Liputan6.com, Lima - Hari ini, 22 tahun yang lalu, di Lima, Peru, 14 orang anggota gerakan pemberontak sayap-kiri Tupac Amaru, menyamar sebagai pelayan, menyelinap ke rumah Duta Besar Jepang Morihisa Aoki, di mana resepsi untuk menghormati ulang tahun kaisar Jepang sedang diadakan.
Para pemberontak, pelayan gadungan itu kemudian menyandera 490 orang, termasuk sejumlah di antaranya pejabat penting dan diplomat asing, demikian seperti dikutip dari History.com, Senin (17/12/2018).
Baca Juga
Advertisement
Polisi segera mengepung kompleks itu pada hari yang sama, dan para pemberontak setuju untuk membebaskan 170 wanita dan tamu lanjut usia. Tetapi, mereka menyatakan akan membunuh 320 sisanya jika tuntutan mereka tidak dipenuhi.
Gerakan Revolusioner Tupac Amaru (MRTA) didirikan pada 1984 sebagai organisasi militan yang didedikasikan untuk revolusi komunis di Peru.
Beberapa hari setelah krisis penyanderaan di rumah duta besar Jepang dimulai, para pemberontak membebaskan semua kecuali 72 sandera dan menuntut pembebasan 400 anggota MRTA yang dipenjara di Peru.
Penyandera juga menuntut pemerintah merevisi Peru reformasi pasar bebas neoliberal, meninjau kembali bantuan luar negeri Jepang di Peru dengan alasan bahwa bantuan ini hanya menguntungkan segmen masyarakat tertentu dan memprotes apa yang mereka klaim sebagai kondisi kejam dan tidak manusiawi di penjara Peru.
Di antara para pejabat penting yang disandera di rumah duta besar Jepang adalah saudara dari Presiden Peru Alberto Fujimori; Menteri Luar Negeri Francisco Tudela; hakim agung; anggota partai yang berkuasa; dan sejumlah duta besar asing, yakni dari Jepang dan negara lain.
Presiden Fujimori, yang dikenal karena mengambil sikap keras terhadap gerilyawan sayap kiri di Peru, tidak menyerah pada poin-poin penting dari tuntutan para pemberontak dan pada 22 April 1997, memerintahkan serangan terhadap kompleks itu oleh 140-orang tim pasukan khusus.
Setelah diam-diam memperingatkan para sandera 10 menit sebelum serangan, tim pasukan khusus meledakkan sebuah terowongan di bawah rumah dubes Jepang, yang mengejutkan para pemberontak.
Pasukan khusus kemudian membunuh delapan dari 14 pemberontak. Sisa dari pasukan elite menyerang dari beberapa arah lain, mengalahkan para teroris yang tersisa.
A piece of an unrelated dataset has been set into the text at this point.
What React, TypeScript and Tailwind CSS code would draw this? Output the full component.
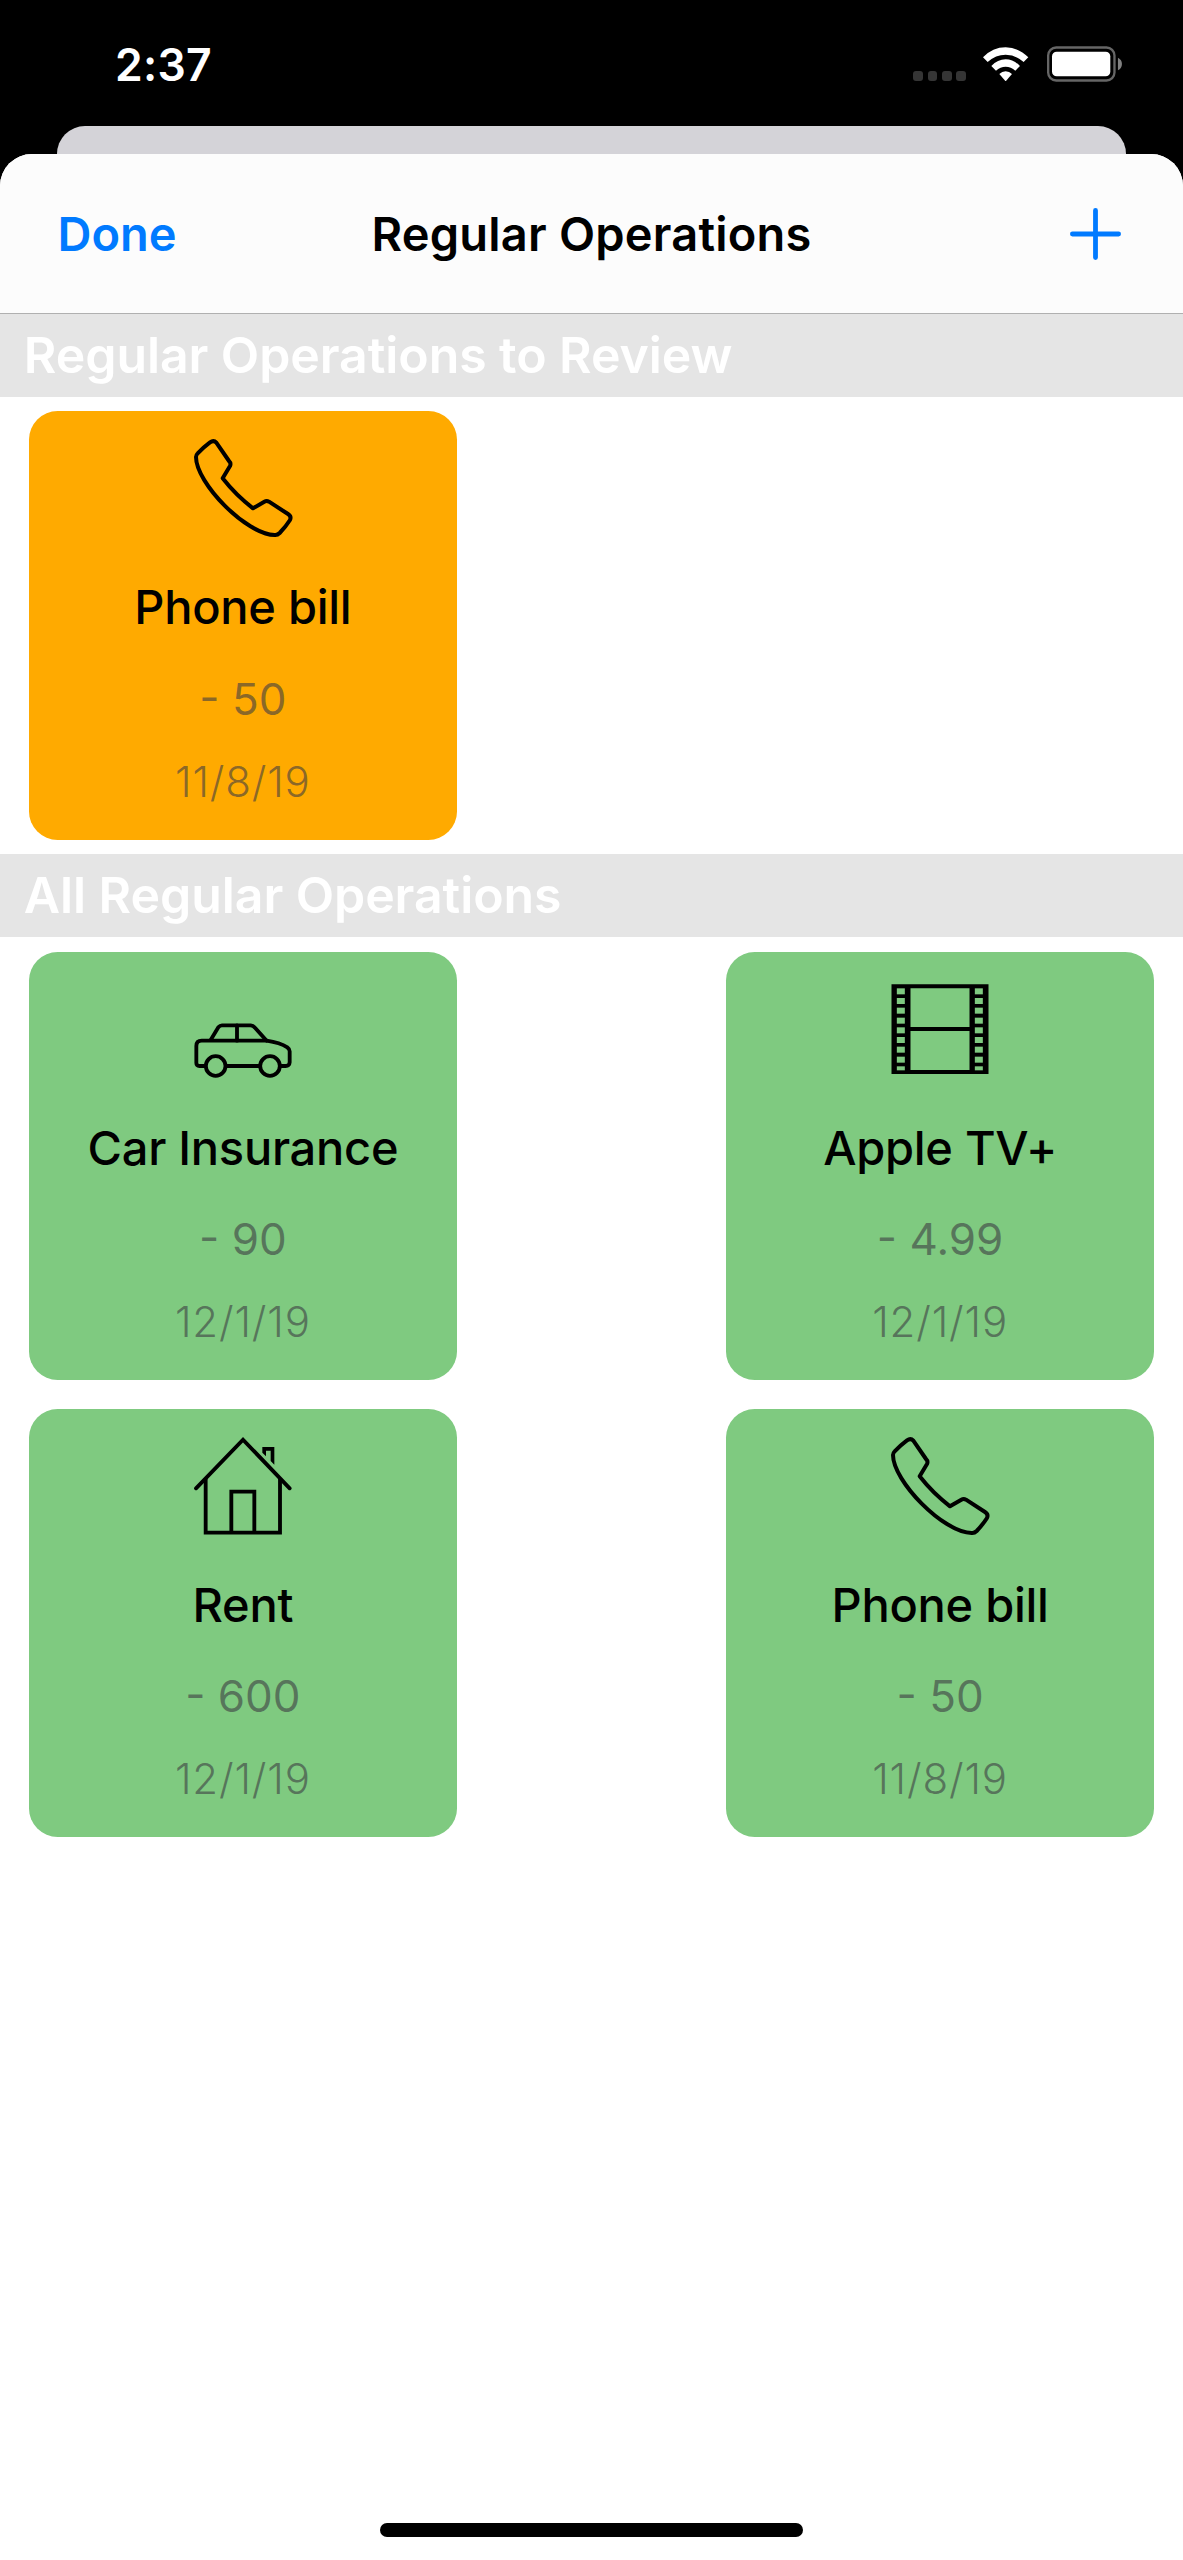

Ke-14 pemberontak tewas dalam serangan itu, termasuk pemimpinnya, Nestor Cerpa, yang ditembak beberapa kali.
Satu sandera, Hakim Agung Carlos Giusti, tewas dalam serangan itu, dan beberapa tentara yang terluka selama operasi penyelamatan, dua kemudian meninggal karena luka-luka mereka.
Sejarah lain mencatat pada 17 Desember 1973, Asosiasi Psikiater Amerika menghapus homoseksualitas dari daftar penyakit jiwa. Sementara pada 17 Desember 1989, terjadinya demonstrasi besar di jalanan dan kerusuhan di Timisoara mengakibatkan terjadinya Revolusi Rumania.